Adıyaman’a Akil İnsanların geldiği rivayet ediliyor. TPAO’nun sosyal tesislerinde ağırlanmış, üç-beş kişiyle görüşmüş, çaylarını yudumlamış ve akabinde çekip gitmişler.
Bir Adıyamanlı olarak benim duyumum bundan ibaret. Bunun haricinde ne başka şey işittim, ne gördüm, ne de bilirim.
Çözüm sürecini anlatmak, toplumun her kesimiyle buluşup düşüncelerini almak babında gittikleri her şehirde günlerce yoğun çaba harcayan Akiller, söz konusu Adıyaman olunca, maşallah iki saatte pişirmişler işi…

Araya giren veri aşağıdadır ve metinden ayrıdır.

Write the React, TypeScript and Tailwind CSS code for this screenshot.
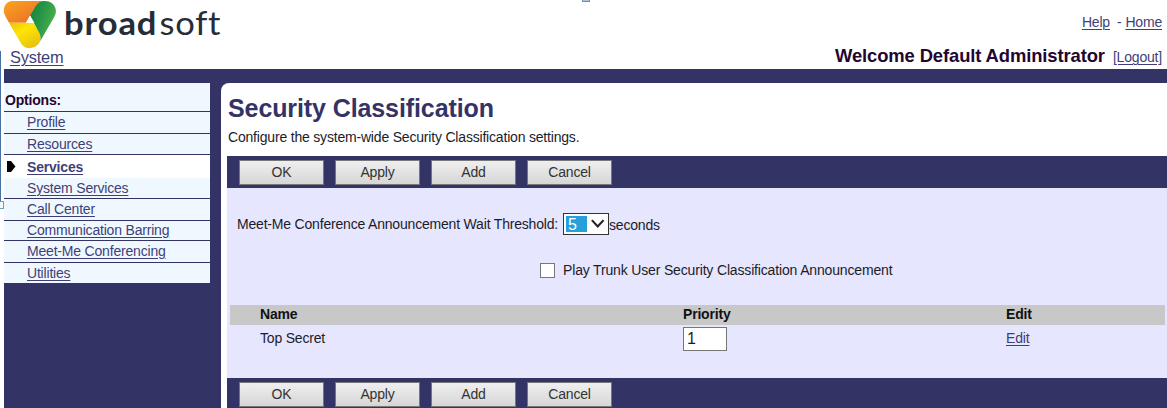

Öngörüleri ne kadar kuvvetliymiş ki, (!) fazla bir kimseyle muhatap olmadan iki saat gibi kısa bir zaman diliminde Adıyaman’la ilgili raporlarını hazırlamış gitmişler.
Bravo size Akiller (!) boşuna heyete dâhil edilmemişsiniz meğer. TPAO’da oturup iki saatte kentin kimyasını topoğraflayabildyseniz (!) aslında alkışlamak lazım sizi.
Hatta ne düşünüyoruz biliyor musunuz?
Madem bu kadar maharetliydiniz; kilometrelerce öteden türlü zahmetlere katlanıp bu diyarlara gelmenize gerek yoktu:
Memleketimizin simülasyonunu adresinize postalayabilirdik. Ne zahmet ettiniz ki?  
Yorulmadan, zahmete katlanmadan oturduğunuz yerde encamımızı yazar gerekli mercilere rapor ederdiniz.
Vah vah vah…  
Diyeceğim şu ki (!) yazık etmişsiniz kendinize…
Nasıl olsa toplumumuzun kimyasında uysallık var: Hiçbir şeye itiraz etmeyen, her şeye kuzu kuzu “evet” diyen daha da önemlisi; “gelene ağam, gidene paşam” edasıyla yaşamını sürdüren bir yapıya sahibiz.
Hakkımızda ne yazıp çizseydiniz, inanın itirazımız olmazdı, çünkü oldubitti böyleyizdir.